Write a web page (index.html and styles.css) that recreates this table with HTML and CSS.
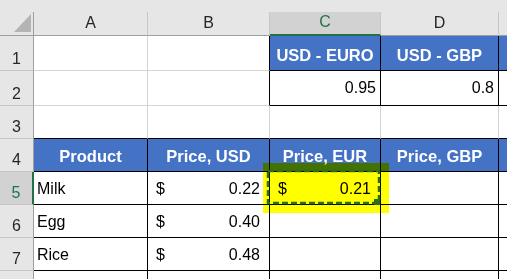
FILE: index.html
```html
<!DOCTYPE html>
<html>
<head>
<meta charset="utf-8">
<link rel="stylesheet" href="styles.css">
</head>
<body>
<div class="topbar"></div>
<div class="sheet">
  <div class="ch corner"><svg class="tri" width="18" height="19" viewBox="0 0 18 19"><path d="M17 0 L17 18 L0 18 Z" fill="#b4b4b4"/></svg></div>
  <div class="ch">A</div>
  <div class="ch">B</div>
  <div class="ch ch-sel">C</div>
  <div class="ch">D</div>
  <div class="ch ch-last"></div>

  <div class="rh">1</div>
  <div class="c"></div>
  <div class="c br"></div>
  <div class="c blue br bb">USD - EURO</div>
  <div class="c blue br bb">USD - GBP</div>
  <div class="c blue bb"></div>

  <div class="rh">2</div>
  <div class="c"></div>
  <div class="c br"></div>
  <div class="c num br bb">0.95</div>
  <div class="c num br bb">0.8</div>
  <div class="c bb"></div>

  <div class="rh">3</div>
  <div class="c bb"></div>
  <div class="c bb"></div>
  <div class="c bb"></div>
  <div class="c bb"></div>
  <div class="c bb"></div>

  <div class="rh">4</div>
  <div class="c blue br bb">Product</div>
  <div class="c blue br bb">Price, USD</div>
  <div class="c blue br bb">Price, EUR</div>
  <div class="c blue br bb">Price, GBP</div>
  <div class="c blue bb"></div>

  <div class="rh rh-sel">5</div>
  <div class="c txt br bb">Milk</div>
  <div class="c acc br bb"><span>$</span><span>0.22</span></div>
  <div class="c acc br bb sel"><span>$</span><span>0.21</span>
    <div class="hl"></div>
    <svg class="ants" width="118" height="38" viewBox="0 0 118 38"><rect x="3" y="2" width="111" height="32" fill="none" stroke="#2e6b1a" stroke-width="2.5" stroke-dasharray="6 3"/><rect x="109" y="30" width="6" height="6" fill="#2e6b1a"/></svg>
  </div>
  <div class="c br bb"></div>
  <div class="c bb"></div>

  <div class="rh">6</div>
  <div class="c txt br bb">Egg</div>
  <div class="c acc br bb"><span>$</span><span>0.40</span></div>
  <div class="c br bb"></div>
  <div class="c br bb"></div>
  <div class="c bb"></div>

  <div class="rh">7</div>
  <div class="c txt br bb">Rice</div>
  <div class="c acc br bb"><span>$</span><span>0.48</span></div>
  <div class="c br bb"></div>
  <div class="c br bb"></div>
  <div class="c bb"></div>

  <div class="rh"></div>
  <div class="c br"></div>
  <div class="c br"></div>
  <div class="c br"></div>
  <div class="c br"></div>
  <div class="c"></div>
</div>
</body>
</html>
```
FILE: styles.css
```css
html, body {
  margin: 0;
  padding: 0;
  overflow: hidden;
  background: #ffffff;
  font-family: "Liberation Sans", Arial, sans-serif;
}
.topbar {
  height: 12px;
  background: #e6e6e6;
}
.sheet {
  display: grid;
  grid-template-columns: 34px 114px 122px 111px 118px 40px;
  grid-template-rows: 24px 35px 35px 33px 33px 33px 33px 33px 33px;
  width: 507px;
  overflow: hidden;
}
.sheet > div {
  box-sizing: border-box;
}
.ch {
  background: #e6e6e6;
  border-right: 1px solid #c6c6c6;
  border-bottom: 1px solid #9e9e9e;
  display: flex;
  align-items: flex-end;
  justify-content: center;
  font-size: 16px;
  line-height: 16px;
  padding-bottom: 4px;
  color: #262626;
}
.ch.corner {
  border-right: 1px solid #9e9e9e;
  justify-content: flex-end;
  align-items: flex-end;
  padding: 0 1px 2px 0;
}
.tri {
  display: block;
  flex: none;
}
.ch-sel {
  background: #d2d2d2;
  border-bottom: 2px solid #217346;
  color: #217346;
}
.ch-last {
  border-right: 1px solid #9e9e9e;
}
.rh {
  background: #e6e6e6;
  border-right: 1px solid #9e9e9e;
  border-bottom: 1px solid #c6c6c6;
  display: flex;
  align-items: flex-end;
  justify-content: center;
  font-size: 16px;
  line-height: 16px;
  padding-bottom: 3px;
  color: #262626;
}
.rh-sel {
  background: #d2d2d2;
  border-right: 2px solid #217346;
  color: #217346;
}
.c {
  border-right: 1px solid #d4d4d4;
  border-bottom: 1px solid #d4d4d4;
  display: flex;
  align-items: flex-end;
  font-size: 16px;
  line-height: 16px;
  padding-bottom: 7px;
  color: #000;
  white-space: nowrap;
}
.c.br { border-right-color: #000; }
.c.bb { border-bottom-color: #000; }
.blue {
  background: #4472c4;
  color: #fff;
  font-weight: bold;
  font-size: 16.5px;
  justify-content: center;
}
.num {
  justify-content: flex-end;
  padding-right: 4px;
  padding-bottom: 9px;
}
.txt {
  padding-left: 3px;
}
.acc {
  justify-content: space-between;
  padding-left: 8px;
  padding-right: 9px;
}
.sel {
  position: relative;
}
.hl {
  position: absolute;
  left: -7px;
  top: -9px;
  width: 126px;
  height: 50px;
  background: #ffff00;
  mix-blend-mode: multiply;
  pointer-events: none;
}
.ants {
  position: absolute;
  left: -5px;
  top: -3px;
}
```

________________

STATED TASK
Transcribe the material exactly, leaving every picture out.

ANSWER TO THE PROBLEM
Write a web page (index.html and styles.css) that recreates this table with HTML and CSS.
FILE: index.html
```html
<!DOCTYPE html>
<html>
<head>
<meta charset="utf-8">
<link rel="stylesheet" href="styles.css">
</head>
<body>
<div class="topbar"></div>
<div class="sheet">
  <div class="ch corner"><svg class="tri" width="18" height="19" viewBox="0 0 18 19"><path d="M17 0 L17 18 L0 18 Z" fill="#b4b4b4"/></svg></div>
  <div class="ch">A</div>
  <div class="ch">B</div>
  <div class="ch ch-sel">C</div>
  <div class="ch">D</div>
  <div class="ch ch-last"></div>

  <div class="rh">1</div>
  <div class="c"></div>
  <div class="c br"></div>
  <div class="c blue br bb">USD - EURO</div>
  <div class="c blue br bb">USD - GBP</div>
  <div class="c blue bb"></div>

  <div class="rh">2</div>
  <div class="c"></div>
  <div class="c br"></div>
  <div class="c num br bb">0.95</div>
  <div class="c num br bb">0.8</div>
  <div class="c bb"></div>

  <div class="rh">3</div>
  <div class="c bb"></div>
  <div class="c bb"></div>
  <div class="c bb"></div>
  <div class="c bb"></div>
  <div class="c bb"></div>

  <div class="rh">4</div>
  <div class="c blue br bb">Product</div>
  <div class="c blue br bb">Price, USD</div>
  <div class="c blue br bb">Price, EUR</div>
  <div class="c blue br bb">Price, GBP</div>
  <div class="c blue bb"></div>

  <div class="rh rh-sel">5</div>
  <div class="c txt br bb">Milk</div>
  <div class="c acc br bb"><span>$</span><span>0.22</span></div>
  <div class="c acc br bb sel"><span>$</span><span>0.21</span>
    <div class="hl"></div>
    <svg class="ants" width="118" height="38" viewBox="0 0 118 38"><rect x="3" y="2" width="111" height="32" fill="none" stroke="#2e6b1a" stroke-width="2.5" stroke-dasharray="6 3"/><rect x="109" y="30" width="6" height="6" fill="#2e6b1a"/></svg>
  </div>
  <div class="c br bb"></div>
  <div class="c bb"></div>

  <div class="rh">6</div>
  <div class="c txt br bb">Egg</div>
  <div class="c acc br bb"><span>$</span><span>0.40</span></div>
  <div class="c br bb"></div>
  <div class="c br bb"></div>
  <div class="c bb"></div>

  <div class="rh">7</div>
  <div class="c txt br bb">Rice</div>
  <div class="c acc br bb"><span>$</span><span>0.48</span></div>
  <div class="c br bb"></div>
  <div class="c br bb"></div>
  <div class="c bb"></div>

  <div class="rh"></div>
  <div class="c br"></div>
  <div class="c br"></div>
  <div class="c br"></div>
  <div class="c br"></div>
  <div class="c"></div>
</div>
</body>
</html>
```
FILE: styles.css
```css
html, body {
  margin: 0;
  padding: 0;
  overflow: hidden;
  background: #ffffff;
  font-family: "Liberation Sans", Arial, sans-serif;
}
.topbar {
  height: 12px;
  background: #e6e6e6;
}
.sheet {
  display: grid;
  grid-template-columns: 34px 114px 122px 111px 118px 40px;
  grid-template-rows: 24px 35px 35px 33px 33px 33px 33px 33px 33px;
  width: 507px;
  overflow: hidden;
}
.sheet > div {
  box-sizing: border-box;
}
.ch {
  background: #e6e6e6;
  border-right: 1px solid #c6c6c6;
  border-bottom: 1px solid #9e9e9e;
  display: flex;
  align-items: flex-end;
  justify-content: center;
  font-size: 16px;
  line-height: 16px;
  padding-bottom: 4px;
  color: #262626;
}
.ch.corner {
  border-right: 1px solid #9e9e9e;
  justify-content: flex-end;
  align-items: flex-end;
  padding: 0 1px 2px 0;
}
.tri {
  display: block;
  flex: none;
}
.ch-sel {
  background: #d2d2d2;
  border-bottom: 2px solid #217346;
  color: #217346;
}
.ch-last {
  border-right: 1px solid #9e9e9e;
}
.rh {
  background: #e6e6e6;
  border-right: 1px solid #9e9e9e;
  border-bottom: 1px solid #c6c6c6;
  display: flex;
  align-items: flex-end;
  justify-content: center;
  font-size: 16px;
  line-height: 16px;
  padding-bottom: 3px;
  color: #262626;
}
.rh-sel {
  background: #d2d2d2;
  border-right: 2px solid #217346;
  color: #217346;
}
.c {
  border-right: 1px solid #d4d4d4;
  border-bottom: 1px solid #d4d4d4;
  display: flex;
  align-items: flex-end;
  font-size: 16px;
  line-height: 16px;
  padding-bottom: 7px;
  color: #000;
  white-space: nowrap;
}
.c.br { border-right-color: #000; }
.c.bb { border-bottom-color: #000; }
.blue {
  background: #4472c4;
  color: #fff;
  font-weight: bold;
  font-size: 16.5px;
  justify-content: center;
}
.num {
  justify-content: flex-end;
  padding-right: 4px;
  padding-bottom: 9px;
}
.txt {
  padding-left: 3px;
}
.acc {
  justify-content: space-between;
  padding-left: 8px;
  padding-right: 9px;
}
.sel {
  position: relative;
}
.hl {
  position: absolute;
  left: -7px;
  top: -9px;
  width: 126px;
  height: 50px;
  background: #ffff00;
  mix-blend-mode: multiply;
  pointer-events: none;
}
.ants {
  position: absolute;
  left: -5px;
  top: -3px;
}
```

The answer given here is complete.